PROVIDED DATA ▸
***

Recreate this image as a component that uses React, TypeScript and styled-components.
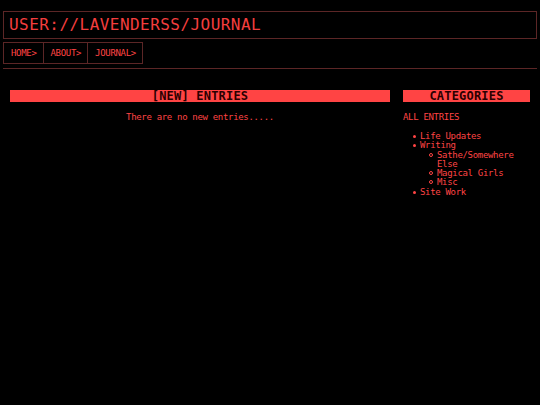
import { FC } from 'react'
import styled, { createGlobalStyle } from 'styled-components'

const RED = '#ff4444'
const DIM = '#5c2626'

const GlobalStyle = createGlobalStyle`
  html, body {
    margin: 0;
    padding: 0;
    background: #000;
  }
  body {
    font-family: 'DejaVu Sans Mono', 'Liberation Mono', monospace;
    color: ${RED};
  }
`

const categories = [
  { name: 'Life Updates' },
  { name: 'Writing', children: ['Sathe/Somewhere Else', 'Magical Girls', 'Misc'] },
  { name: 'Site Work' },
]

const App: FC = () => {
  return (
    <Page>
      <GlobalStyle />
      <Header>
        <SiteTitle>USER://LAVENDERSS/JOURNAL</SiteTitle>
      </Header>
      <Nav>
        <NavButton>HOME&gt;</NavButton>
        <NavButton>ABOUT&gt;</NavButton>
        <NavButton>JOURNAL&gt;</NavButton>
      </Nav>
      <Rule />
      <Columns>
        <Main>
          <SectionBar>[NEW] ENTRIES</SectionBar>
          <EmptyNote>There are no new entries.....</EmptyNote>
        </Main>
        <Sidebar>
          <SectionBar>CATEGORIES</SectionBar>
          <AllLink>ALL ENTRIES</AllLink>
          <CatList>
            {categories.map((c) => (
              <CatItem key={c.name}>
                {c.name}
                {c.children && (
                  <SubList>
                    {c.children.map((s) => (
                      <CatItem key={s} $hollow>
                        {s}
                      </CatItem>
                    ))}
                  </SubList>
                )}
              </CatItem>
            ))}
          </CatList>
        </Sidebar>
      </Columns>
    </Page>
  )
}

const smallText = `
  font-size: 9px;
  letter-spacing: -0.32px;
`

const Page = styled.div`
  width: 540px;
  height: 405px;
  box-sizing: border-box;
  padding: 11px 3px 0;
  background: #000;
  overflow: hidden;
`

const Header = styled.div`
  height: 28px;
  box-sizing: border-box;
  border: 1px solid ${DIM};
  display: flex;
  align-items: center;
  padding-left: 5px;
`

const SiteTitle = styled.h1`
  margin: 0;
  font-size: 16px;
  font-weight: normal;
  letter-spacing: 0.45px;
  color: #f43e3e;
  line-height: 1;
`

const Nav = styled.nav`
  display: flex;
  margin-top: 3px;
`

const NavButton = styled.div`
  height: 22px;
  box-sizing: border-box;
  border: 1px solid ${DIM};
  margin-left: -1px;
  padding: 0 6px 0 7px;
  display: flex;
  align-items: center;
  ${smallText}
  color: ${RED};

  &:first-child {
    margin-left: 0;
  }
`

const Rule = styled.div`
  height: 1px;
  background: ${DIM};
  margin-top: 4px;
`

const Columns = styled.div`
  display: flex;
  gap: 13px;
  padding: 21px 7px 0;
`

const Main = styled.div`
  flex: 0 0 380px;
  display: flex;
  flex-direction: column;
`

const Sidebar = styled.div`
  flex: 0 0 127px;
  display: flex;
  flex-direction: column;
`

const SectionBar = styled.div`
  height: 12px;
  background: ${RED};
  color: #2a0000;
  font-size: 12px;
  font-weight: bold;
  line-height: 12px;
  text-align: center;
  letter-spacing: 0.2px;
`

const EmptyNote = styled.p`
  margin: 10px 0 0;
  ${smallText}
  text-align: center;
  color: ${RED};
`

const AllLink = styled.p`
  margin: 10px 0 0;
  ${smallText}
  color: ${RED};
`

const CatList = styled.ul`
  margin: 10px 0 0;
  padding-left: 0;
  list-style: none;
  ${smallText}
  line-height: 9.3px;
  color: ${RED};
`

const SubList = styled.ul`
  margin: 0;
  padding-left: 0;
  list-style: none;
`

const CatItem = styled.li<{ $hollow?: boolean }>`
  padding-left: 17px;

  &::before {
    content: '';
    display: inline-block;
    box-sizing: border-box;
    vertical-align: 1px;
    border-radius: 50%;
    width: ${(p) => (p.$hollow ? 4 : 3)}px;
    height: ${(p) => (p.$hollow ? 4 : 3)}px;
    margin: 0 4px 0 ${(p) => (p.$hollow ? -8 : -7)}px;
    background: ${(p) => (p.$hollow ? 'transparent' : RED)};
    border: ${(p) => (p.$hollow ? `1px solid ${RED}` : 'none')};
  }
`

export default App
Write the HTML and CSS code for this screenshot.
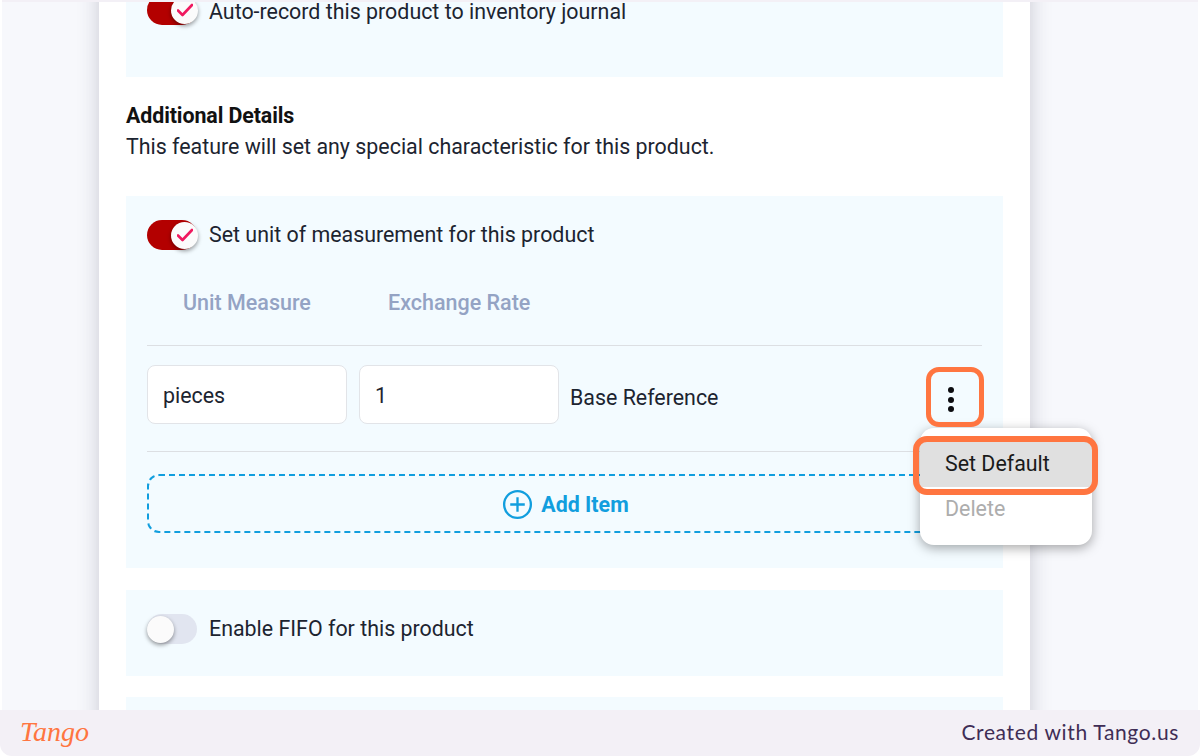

***

THE TASK ▸ Where a line in the entries holds "this", copy that line.

THE RESULT ▸
Recreate this image as a component that uses React, TypeScript and styled-components.
Write the HTML and CSS code for this screenshot.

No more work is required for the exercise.